Children's character Pippi Longstocking is a girl rebel and gender role model.
Astrid Lindgren's children character Pippi Longstocking is in truth an unusual young girl.
She is financially independent since she owns a sackful of gold pieces. She can shoot a revolver and sail on the seven seas. She is both cheeky and kind, she can carry a horse and she can outlift the strongest man in the world, Mighty Adolph.
Pippi Longstocking is a girl rebel, who has inspired children all over the globe since 1945. In her storybook world, she has saved children from adult laws and from the dreaded ‘pluttification’ tables at school. She has also provided children with unlimited amounts of fizzy drink, and she's stood up for the weak and oppressed. So it is not strange that the anti-authoritarian Pippi is censored in some dictatorships and conservative states, and that she has aroused the fury of many adults.
A Swedish social commentator once argued that the ‘Pippi cult’ had had a highly detrimental effect on both school children and pre-school children in Sweden. ‘Pippi-worship has turned everything upside down, in schools, in family life and in terms of normal behaviour,’ the commentator wrote in a leading Swedish daily.
Mocking established roles
Perhaps the critics and censors, being adults, took Pippi a little too seriously. Children know that Pippi is doing wrong when she drinks lemonade out of a jug at a garden party. Nevertheless, like other popular storybook characters, she has influenced the way they think and behave.
Pippi is fun because she breaks with conventional ideas about how girls should behave – and also, perhaps, makes fun of adults’ gender roles in the process. Like when she goes to the market in her giant, mill wheel-like hat, dressed in a full-length evening gown and with huge green rosettes on her shoes. She has also applied charcoal to her eyebrows and coated her mouth and nails with red paint.
‘I think you should look like a really fine lady when you go to the market,’ Pippi says.
There is a sign in a shop window in the small town where she lives that reads, ‘DO YOU SUFFER FROM FRECKLES?’ Pippi doesn’t. She is not interested in the anti-freckle cream on offer but nevertheless goes into the shop to make her position clear.

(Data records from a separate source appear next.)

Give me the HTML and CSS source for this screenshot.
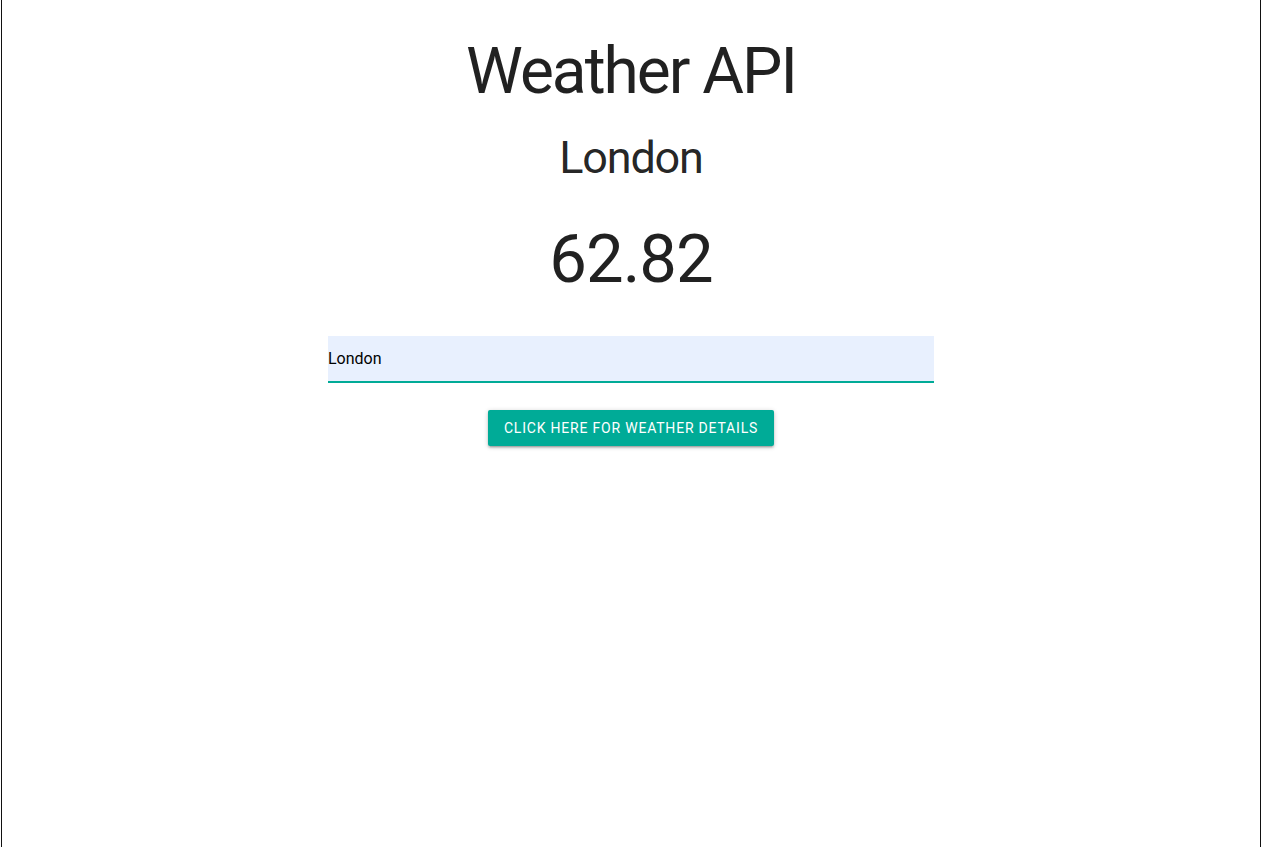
FILE: index.html
```html
<!DOCTYPE html>
<html lang="en">
<head>
<meta charset="utf-8">
<title>Weather API</title>
<link rel="stylesheet" href="styles.css">
</head>
<body>
<div class="frame">
  <main class="app">
    <h1 class="title">Weather API</h1>
    <h3 class="city">London</h3>
    <h1 class="temp">62.82</h1>
    <div class="field">
      <input class="city-input" id="city" type="text" value="London">
    </div>
    <button class="btn" type="button">Click here for weather details</button>
  </main>
</div>
<script src="app.js"></script>
</body>
</html>
```

FILE: styles.css
```css
html, body {
  margin: 0;
  padding: 0;
  background: #fff;
}
body {
  font-family: Roboto, "Liberation Sans", Arial, sans-serif;
  color: rgba(0, 0, 0, 0.87);
}
.frame {
  margin: 0 1px;
  min-height: 847px;
  border-left: 1px solid #111;
  border-right: 1px solid #111;
  box-sizing: border-box;
}
.app {
  width: 606px;
  margin: 0 auto;
  display: flex;
  flex-direction: column;
  align-items: center;
}
.title {
  font-size: 64px;
  font-weight: 400;
  line-height: 74px;
  margin: 35px 0 0;
  letter-spacing: -2px;
}
.city {
  font-size: 45px;
  font-weight: 400;
  line-height: 52px;
  margin: 22.5px 0 0;
  letter-spacing: -1.2px;
}
.temp {
  font-size: 67px;
  font-weight: 400;
  line-height: 74px;
  margin: 38px 0 0;
  letter-spacing: -1px;
}
.field {
  width: 100%;
  margin-top: 40px;
}
.city-input {
  display: block;
  width: 100%;
  box-sizing: border-box;
  height: 47px;
  margin: 0;
  padding: 0;
  border: none;
  border-bottom: 2px solid #00ab97;
  background: #e8f0fe;
  font-family: Roboto, "Liberation Sans", Arial, sans-serif;
  font-size: 16px;
  color: #000;
  caret-color: #000;
  outline: none;
}
.btn {
  margin-top: 27px;
  height: 36px;
  padding: 0 16px;
  border: none;
  border-radius: 2px;
  background: #00ab97;
  color: #fff;
  font-family: Roboto, "Liberation Sans", Arial, sans-serif;
  font-size: 14px;
  letter-spacing: 0.8px;
  text-transform: uppercase;
  box-shadow: 0 2px 2px 0 rgba(0,0,0,0.14), 0 3px 1px -2px rgba(0,0,0,0.12), 0 1px 5px 0 rgba(0,0,0,0.2);
}
```

FILE: app.js
```js
var input = document.getElementById('city');
input.focus();
input.setSelectionRange(input.value.length, input.value.length);
```
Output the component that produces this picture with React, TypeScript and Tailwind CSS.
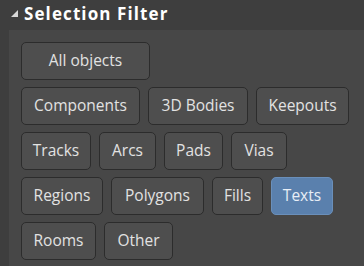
const rows: { label: string; w: string; active?: boolean }[][] = [
  [{ label: 'All objects', w: 'w-[129px]' }],
  [
    { label: 'Components', w: 'w-[119px]' },
    { label: '3D Bodies', w: 'w-[100px]' },
    { label: 'Keepouts', w: 'w-[93px]' },
  ],
  [
    { label: 'Tracks', w: 'w-[70px]' },
    { label: 'Arcs', w: 'w-[57px]' },
    { label: 'Pads', w: 'w-[59px]' },
    { label: 'Vias', w: 'w-[56px]' },
  ],
  [
    { label: 'Regions', w: 'w-[82px]' },
    { label: 'Polygons', w: 'w-[93px]' },
    { label: 'Fills', w: 'w-[51px]' },
    { label: 'Texts', w: 'w-[62px]', active: true },
  ],
  [
    { label: 'Rooms', w: 'w-[75px]' },
    { label: 'Other', w: 'w-[69px]' },
  ],
];

function FilterButton({ label, w, active }: { label: string; w: string; active?: boolean }) {
  return (
    <button
      className={
        active
          ? `${w} flex h-[38px] items-center justify-center rounded-[5px] border-[1.5px] border-[#6a8fba] bg-[#5a80ad] text-[15.5px] text-[#e8eef6]`
          : `${w} flex h-[38px] items-center justify-center rounded-[5px] border-[1.5px] border-[#2c2c2c] bg-[#4e4e4e] text-[15.5px] text-[#e2e2e2]`
      }
    >
      {label}
    </button>
  );
}

export default function App() {
  return (
    <div
      className="flex h-[266px] w-[364px] flex-col overflow-hidden bg-[#3e3e3e]"
      style={{ fontFamily: '"Open Sans", "Noto Sans", sans-serif' }}
    >
      <div className="flex h-[30px] items-center gap-[6px] pb-[3px] pl-[11px]">
        <svg width="7" height="7" viewBox="0 0 7 7">
          <path d="M7 0 L7 7 L0 7 Z" fill="#d8d8d8" />
        </svg>
        <span className="text-[17px] font-bold tracking-[1.1px] text-white">Selection Filter</span>
      </div>
      <div className="ml-[9px] flex flex-1 flex-col gap-[7px] bg-[#474747] pl-[12px] pt-[12px]">
        {rows.map((row, i) => (
          <div key={i} className="flex gap-[8px]">
            {row.map((b) => (
              <FilterButton key={b.label} {...b} />
            ))}
          </div>
        ))}
      </div>
    </div>
  );
}
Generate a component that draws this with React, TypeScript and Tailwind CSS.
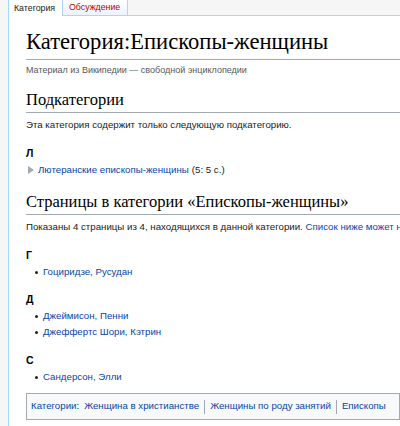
import React from 'react';

const sans = { fontFamily: '"Liberation Sans", Arial, sans-serif' };
const serif = { fontFamily: '"Liberation Serif", "Times New Roman", serif' };

function Section({ letter, items, top }: { letter: string; items: string[]; top: string }) {
  return (
    <div className={top}>
      <h3 className="text-[10.5px] font-bold leading-[14px] text-black">{letter}</h3>
      <ul className="mt-[2px]">
        {items.map((it) => (
          <li key={it} className="flex items-center leading-[16px]">
            <span className="ml-[9px] mr-[5px] inline-block h-[3px] w-[3px] rounded-full bg-[#202122]" />
            <a className="text-[#0645ad]">{it}</a>
          </li>
        ))}
      </ul>
    </div>
  );
}

export default function App() {
  return (
    <div
      className="h-[426px] w-[400px] overflow-hidden whitespace-nowrap bg-[#f6f6f6] pl-[8px] text-[9.7px] text-[#202122]"
      style={sans}
    >
      <div className="flex h-[16px] border-l border-[#a7d7f9]">
        <div className="w-[53px] bg-white pl-[5px] text-[8.8px] leading-[16px] text-[#222]">Категория</div>
        <div className="w-[66px] border-x border-b border-[#a7d7f9] bg-gradient-to-b from-white to-[#eaf3ff] pl-[6px] text-[8.8px] leading-[15px] text-[#ba0000]">
          Обсуждение
        </div>
        <div className="flex-1 border-b border-[#a7d7f9]" />
      </div>

      <div className="h-full border-l border-[#a7d7f9] bg-white pl-[17px]">
        <h1
          className="border-b border-[#a2a9b1] pb-[3px] pt-[12px] text-[22.6px] leading-[28px] text-black"
          style={serif}
        >
          Категория:Епископы-женщины
        </h1>
        <div className="mt-[4px] text-[9px] leading-[12px] text-[#54595d]">
          Материал из Википедии — свободной энциклопедии
        </div>

        <h2 className="mt-[12px] border-b border-[#a2a9b1] text-[16.5px] leading-[24px] text-black" style={serif}>
          Подкатегории
        </h2>
        <p className="mt-[5px] leading-[14px]">Эта категория содержит только следующую подкатегорию.</p>

        <div className="mt-[14px]">
          <h3 className="text-[10.5px] font-bold leading-[14px] text-black">Л</h3>
          <div className="mt-[2px] flex items-center leading-[16px]">
            <svg width="6" height="8" viewBox="0 0 6 8" className="ml-[2px] mr-[4px]">
              <path d="M0 0 L6 4 L0 8 Z" fill="#a2a9b1" />
            </svg>
            <a className="text-[#0645ad]">Лютеранские епископы-женщины</a>
            <span className="ml-[3px]">(5: 5 с.)</span>
          </div>
        </div>

        <h2 className="mt-[12px] border-b border-[#a2a9b1] text-[16.5px] leading-[24px] text-black" style={serif}>
          Страницы в категории «Епископы-женщины»
        </h2>
        <p className="mt-[5px] leading-[14px]">
          Показаны 4 страницы из 4, находящихся в данной категории.{' '}
          <a className="text-[#0645ad]">Список ниже может не отражать последних изменений.</a>
        </p>

        <Section top="mt-[14px]" letter="Г" items={['Гоциридзе, Русудан']} />
        <Section top="mt-[12px]" letter="Д" items={['Джеймисон, Пенни', 'Джеффертс Шори, Кэтрин']} />
        <Section top="mt-[13px]" letter="С" items={['Сандерсон, Элли']} />

        <div className="mt-[8px] flex h-[27px] items-center border border-[#a2a9b1] bg-[#f8f9fa] pl-[4px]">
          <a className="text-[#0645ad]">Категории</a>
          <span className="mr-[5px]">:</span>
          <a className="text-[#0645ad]">Женщина в христианстве</a>
          <span className="mx-[5px] h-[14px] w-px bg-[#a2a9b1]" />
          <a className="text-[#0645ad]">Женщины по роду занятий</a>
          <span className="mx-[5px] h-[14px] w-px bg-[#a2a9b1]" />
          <a className="text-[#0645ad]">Епископы</a>
        </div>
      </div>
    </div>
  );
}
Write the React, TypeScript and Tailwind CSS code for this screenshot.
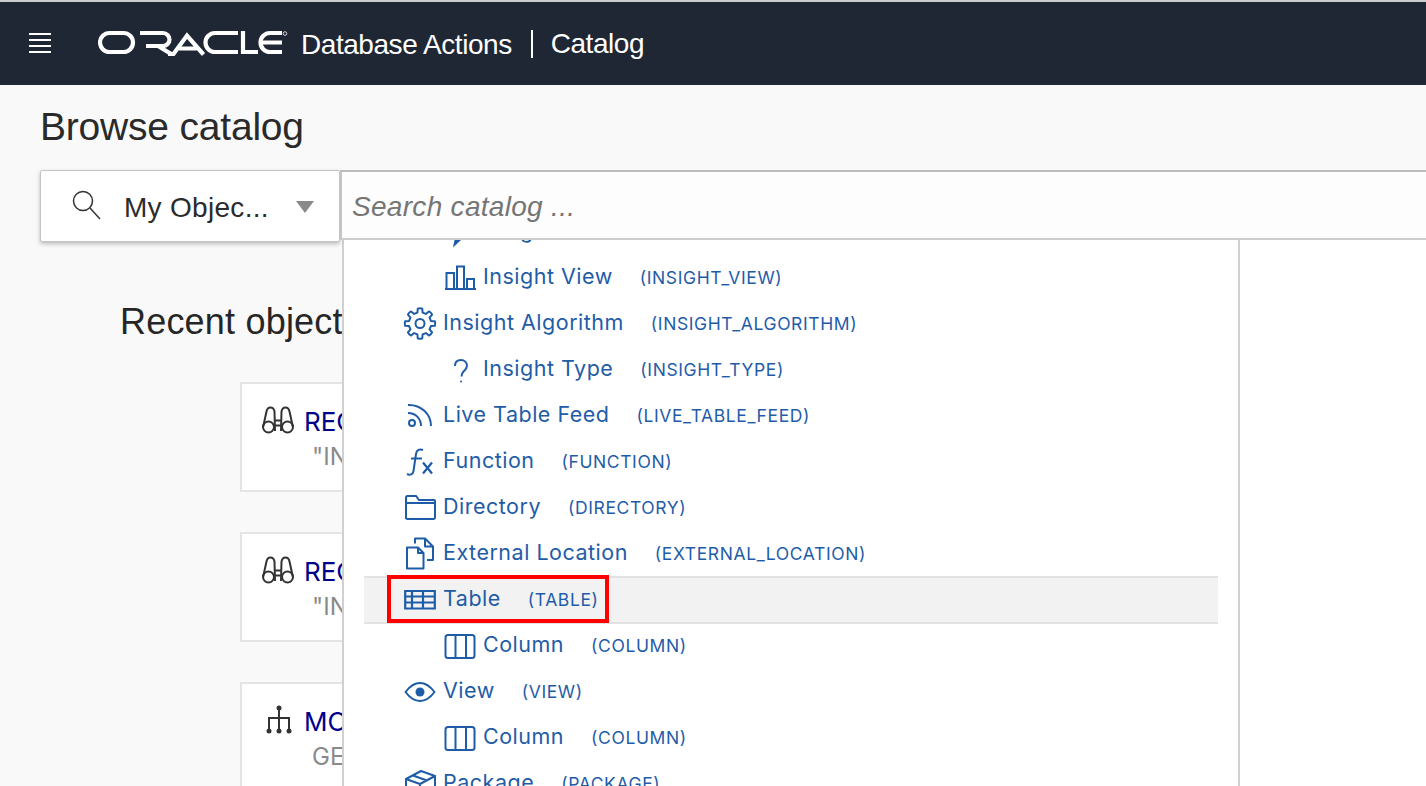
import React from "react";

const Ico = ({ children }: { children: React.ReactNode }) => (
  <svg width={32} height={32} viewBox="0 0 32 32" fill="none" stroke="#1f5ca8" strokeWidth={2} className="shrink-0 overflow-visible">
    {children}
  </svg>
);

const gearPath = (() => {
  const teeth = 8;
  const cx = 16;
  const cy = 16.5;
  const pts: string[] = [];
  for (let t = 0; t < teeth; t++) {
    const a = (t / teeth) * Math.PI * 2 - Math.PI / 2;
    const s = (Math.PI * 2) / teeth;
    const p = (r: number, o: number) =>
      `${(cx + r * Math.cos(a + o * s)).toFixed(2)} ${(cy + r * Math.sin(a + o * s)).toFixed(2)}`;
    pts.push(`${t === 0 ? "M" : "L"}${p(11.2, -0.3)} L${p(15, -0.19)} Q${p(15.8, 0)} ${p(15, 0.19)} L${p(11.2, 0.3)}`);
  }
  return pts.join(" ") + "Z";
})();

const icons: Record<string, React.ReactNode> = {
  pen: <path d="M9 32.500L10.500 25H17z" fill="#1f5ca8" stroke="none" />,
  bars: <path d="M1 28H32M2.500 28V12H10V28M13 28V5.500H20V28M23 28V18H30V28" />,
  gear: (
    <g>
      <circle cx="16" cy="16.500" r="4.500" />
      <path d={gearPath} strokeLinejoin="round" />
    </g>
  ),
  question: (
    <g>
      <path d="M11 13c0-4 2.500-6 6-6 3.500 0 6 2.500 6 5.500 0 3-2 4.500-3.500 6-1.300 1.300-2 2.500-2 5" />
      <circle cx="17" cy="28.500" r="1" fill="#1f5ca8" stroke="none" />
    </g>
  ),
  rss: (
    <g>
      <circle cx="8" cy="24" r="3" />
      <path d="M4 14c8 0 13 6 13 13" />
      <path d="M4 6c13-.5 23 9 23 21" />
    </g>
  ),
  fx: (
    <g>
      <path d="M3 29c3 1.500 6 .5 6.500-3L12 9c.6-4 3.500-5.500 7-4" />
      <path d="M7 13.500H18" />
      <path d="M19 17.500l9 11M28 17.500l-9 11" strokeWidth={2.200} />
    </g>
  ),
  folder: <path d="M2 28V6.500A1.500 1.500 0 0 1 3.500 5H12l3 4H30a1 1 0 0 1 1 1v16.500a1.500 1.500 0 0 1-1.500 1.500H3.500A1.500 1.500 0 0 1 2 26.500zM2 12H31" />,
  files: (
    <g strokeLinejoin="round">
      <path d="M3 10.500V31.500H19.500V16L14 10.500zM14 10.500V16H19.500" />
      <path d="M11 6.500V1.500h10l8 8V23H23M21 1.500V9.500H29" />
    </g>
  ),
  table: (
    <path d="M1.200 8H30.800V25.500H1.200zM1.200 13.500H30.800M1.200 19.500H30.800M8 8V25.500M19 8V25.500" strokeWidth={2.200} />
  ),
  column: (
    <g>
      <rect x="1.500" y="6" width="29" height="23" rx="2.500" />
      <path d="M11.500 6V29M22 6V29" />
    </g>
  ),
  eye: (
    <g>
      <path d="M1.500 17C6 11 11 8 16 8s10 3 14.500 9C26 23 21 26 16 26S6 23 1.500 17z" strokeLinejoin="round" />
      <circle cx="16" cy="17" r="4.500" fill="#1f5ca8" stroke="none" />
    </g>
  ),
  box: (
    <g strokeLinejoin="round">
      <path d="M2 12L17 4 31 9 16 17zM2 12v14l14 6V17M31 9v15l-15 8M9 8.500l14 5" />
    </g>
  ),
};

const rows = [
  { i: "pen", n: "Insight Bar", c: "(INSIGHT_BAR)", l: 1 },
  { i: "bars", n: "Insight View", c: "(INSIGHT_VIEW)", l: 1 },
  { i: "gear", n: "Insight Algorithm", c: "(INSIGHT_ALGORITHM)", l: 0 },
  { i: "question", n: "Insight Type", c: "(INSIGHT_TYPE)", l: 1 },
  { i: "rss", n: "Live Table Feed", c: "(LIVE_TABLE_FEED)", l: 0 },
  { i: "fx", n: "Function", c: "(FUNCTION)", l: 0 },
  { i: "folder", n: "Directory", c: "(DIRECTORY)", l: 0 },
  { i: "files", n: "External Location", c: "(EXTERNAL_LOCATION)", l: 0 },
  { i: "table", n: "Table", c: "(TABLE)", l: 0, active: true },
  { i: "column", n: "Column", c: "(COLUMN)", l: 1 },
  { i: "eye", n: "View", c: "(VIEW)", l: 0 },
  { i: "column", n: "Column", c: "(COLUMN)", l: 1 },
  { i: "box", n: "Package", c: "(PACKAGE)", l: 0 },
];

const Card = ({ icon, title, sub }: { icon: React.ReactNode; title: string; sub: string }) => (
  <div className="h-[110px] border-2 border-[#e4e4e4] bg-white pl-[20px] pt-[20px] flex gap-[10px]">
    <div className="w-[32px] h-[32px] shrink-0 mt-[1px]">{icon}</div>
    <div>
      <div className="text-[26px] leading-[36px] text-[#00008b]">{title}</div>
      <div className="text-[24px] leading-[32px] mt-[1px] text-[#8a8a8a] ml-[8px]">{sub}</div>
    </div>
  </div>
);

const Binoculars = () => (
  <svg width="32" height="32" viewBox="0 0 32 32" fill="none" stroke="#333" strokeWidth={2}>
    <circle cx="6.500" cy="22" r="5.500" />
    <circle cx="25.500" cy="22" r="5.500" />
    <path d="M1.200 21.500L4.500 6.500c.5-2.500 2-4 4-4s3.500 1.500 4 4L13 26M30.800 21.500L27.500 6.500c-.5-2.500-2-4-4-4s-3.500 1.500-4 4L19 26M13 15.500h6M13 20.500h6" />
  </svg>
);

const Tree = () => (
  <svg width="32" height="32" viewBox="0 0 32 32" fill="#333" stroke="#333" strokeWidth={2}>
    <circle cx="17" cy="3" r="2.500" stroke="none" />
    <circle cx="7" cy="26" r="2.500" stroke="none" />
    <circle cx="17" cy="26" r="2.500" stroke="none" />
    <circle cx="27" cy="26" r="2.500" stroke="none" />
    <path d="M17 3V26M7 26V13H27V26" fill="none" />
  </svg>
);

const Logo = () => (
  <svg width="198" height="30" viewBox="0 0 198 30" fill="none" stroke="#fff" strokeWidth={4.200} className="shrink-0">
    <title>ORACLE</title>
    <rect x="2" y="5" width="33" height="19" rx="9.500" />
    <path d="M42 5H65a6.500 6.500 0 0 1 0 13H48M60 18L74 26.500" />
    <path d="M70 26H75.500L89 7.500 105.500 26.500M80 20.500H100" />
    <path d="M140 5H117a9.500 9.500 0 0 0 0 19H140" />
    <path d="M145 3V24H160" />
    <path d="M184 5H172a9.500 9.500 0 0 0 0 19H184M164 14.500H184" />
    <circle cx="187" cy="5.500" r="1.800" strokeWidth={0.800} />
  </svg>
);

export default function App() {
  return (
    <div className="relative w-[1426px] h-[786px] overflow-hidden bg-[#f9f9f9] font-['Inter',sans-serif]">
      <div className="h-[2px] bg-[#c9cbcc]" />
      <header className="h-[83px] bg-[#1f2735] flex items-center pl-[29px] text-white font-['Liberation_Sans',sans-serif]">
        <div className="w-[22px] flex flex-col gap-[4px] mr-[47px] -mt-[2px]">
          <div className="h-[2px] bg-white" />
          <div className="h-[2px] bg-white" />
          <div className="h-[2px] bg-white" />
          <div className="h-[2px] bg-white" />
        </div>
        <div className="-mt-[1px]"><Logo /></div>
        <span className="ml-[5px] mt-[3px] text-[28px] leading-[36px] tracking-[-0.45px] whitespace-nowrap">Database Actions</span>
        <div className="w-[2px] h-[28px] bg-white ml-[19px] mr-[18px]" />
        <span className="mt-[1px] text-[28px] leading-[36px] tracking-[-0.45px]">Catalog</span>
      </header>

      <main>
        <h1 className="ml-[40px] mt-[17px] h-[50px] text-[39px] leading-[50px] tracking-[-0.2px] text-[#2a2a2a] font-['Liberation_Sans',sans-serif]">Browse catalog</h1>
        <div className="flex mt-[18px] pl-[40px] items-start">
          <div className="w-[300px] h-[72px] bg-white border border-[#c4c4c4] rounded-[2px] shadow-[0_2px_4px_rgba(0,0,0,0.25)] flex items-center pl-[29px] relative z-20">
            <svg width="32" height="32" viewBox="0 0 32 32" fill="none" stroke="#333" strokeWidth={1.500} className="-mt-[2px]">
              <circle cx="13" cy="12" r="9.500" />
              <path d="M20 19L30 30" />
            </svg>
            <span className="ml-[22px] mt-[3px] text-[28px] tracking-[0.3px] text-[#2b2b2b] whitespace-nowrap font-['Liberation_Sans',sans-serif]">My Objec...</span>
            <div className="ml-[27px] mt-[2px] w-0 h-0 border-l-[9px] border-r-[9px] border-t-[12px] border-l-transparent border-r-transparent border-t-[#8a8a8a]" />
          </div>
          <div className="flex-1 h-[70px] bg-[#fdfdfd] border-t-2 border-l-2 border-b-2 border-t-[#bbbbbb] border-l-[#c4c4c4] border-b-[#cccccc] flex items-center pl-[10px] relative z-20">
            <span className="mt-[4px] text-[28px] tracking-[0.3px] italic text-[#757575] font-['Liberation_Sans',sans-serif]">Search catalog ...</span>
          </div>
        </div>
        <h2 className="ml-[120px] mt-[55px] h-[49px] text-[36px] leading-[50px] tracking-[0.2px] text-[#262626] whitespace-nowrap font-['Liberation_Sans',sans-serif]">Recent objects</h2>
        <div className="ml-[240px] w-[900px] mt-[36px] flex flex-col gap-[40px]">
          <Card icon={<Binoculars />} title="REGIONS_INSIGHTS" sub={'"INSIGHT"'} />
          <Card icon={<Binoculars />} title="REGIONS_INSIGHTS" sub={'"INSIGHT"'} />
          <Card icon={<Tree />} title="MOVIE_SALES" sub="GENERATED" />
        </div>
      </main>

      <div className="absolute left-[342px] right-0 top-[240px] bottom-0 z-10 flex bg-white">
        <div className="w-[898px] h-full border-l-2 border-r-2 border-[#d0d0d0] overflow-hidden pl-[20px] pr-[20px]">
          <div className="-mt-[32px] text-[#1f5ca8]">
            {rows.map((r, k) => (
              <div
                key={k}
                className={
                  r.active
                    ? "h-[48px] -mb-[2px] pb-[2px] flex items-center pl-[40px] bg-[#f2f2f2] border-y-2 border-[#e2e2e2] relative"
                    : "h-[46px] flex items-center pl-[40px]"
                }
              >
                {r.l === 1 ? <div className="w-[40px] shrink-0" /> : null}
                <Ico>{icons[r.i]}</Ico>
                <span className="ml-[7px] text-[21.500px] leading-[30px] -mt-[2px] whitespace-nowrap tracking-[0.5px]">{r.n}</span>
                <span className="ml-[27px] mt-[1px] text-[17.500px] leading-[24px] whitespace-nowrap tracking-[0.6px]">{r.c}</span>
                {r.active ? (
                  <div className="absolute left-[23px] top-[-3px] w-[222px] h-[48px] border-[4px] border-[#ff0000]" />
                ) : null}
              </div>
            ))}
          </div>
        </div>
      </div>
    </div>
  );
}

‘No, I don’t suffer from freckles’, she declares. ‘But my dear child’, says the startled assistant, ‘your whole face is covered in them.’ ‘I know’, says Pippi, ‘but I don’t suffer from them. I like them. Good morning!’
New demands on girls
It is hardly strange that Pippi eventually became something of a role model in the women’s movement. One result has been that in recent decades some adults have wanted to make girls as strong, brave, uninhibited, amusing, rebellious and defiant of authority as Pippi – at least those striving to bring up children in a spirit of gender equality.
The fact that such character traits are increasingly tolerated has meant that many girls today have greater room for manoeuvre. They have begun to catch up with the boys, who have long been allowed to mess around and behave more rowdily.
Paradoxically, though, a liberating influence such as Pippi may also place tacit demands on girls – ones that may be difficult to live up to, at least for some. Take Annika, Pippi’s friend, for instance, who is always well-behaved and well-dressed, the very image of a model girl of the post-war period.
Nowadays, she is often used as a cautionary example – simply because she is neither brash, nor adventurous, nor particularly active. ‘Dreary Annika’, as the saying goes in Sweden. But surely not everyone can be as courageous, tough and entertaining as Pippi?
First and foremost a fun read
Astrid Lindgren was not exactly proceeding from an explicit feminist agenda when she wrote her wonderful stories about this remarkable girl and her two close friends. That, however, has not prevented Pippi Longstocking from becoming a source of inspiration in the struggle for gender equality. To some, she is still the hero of the day.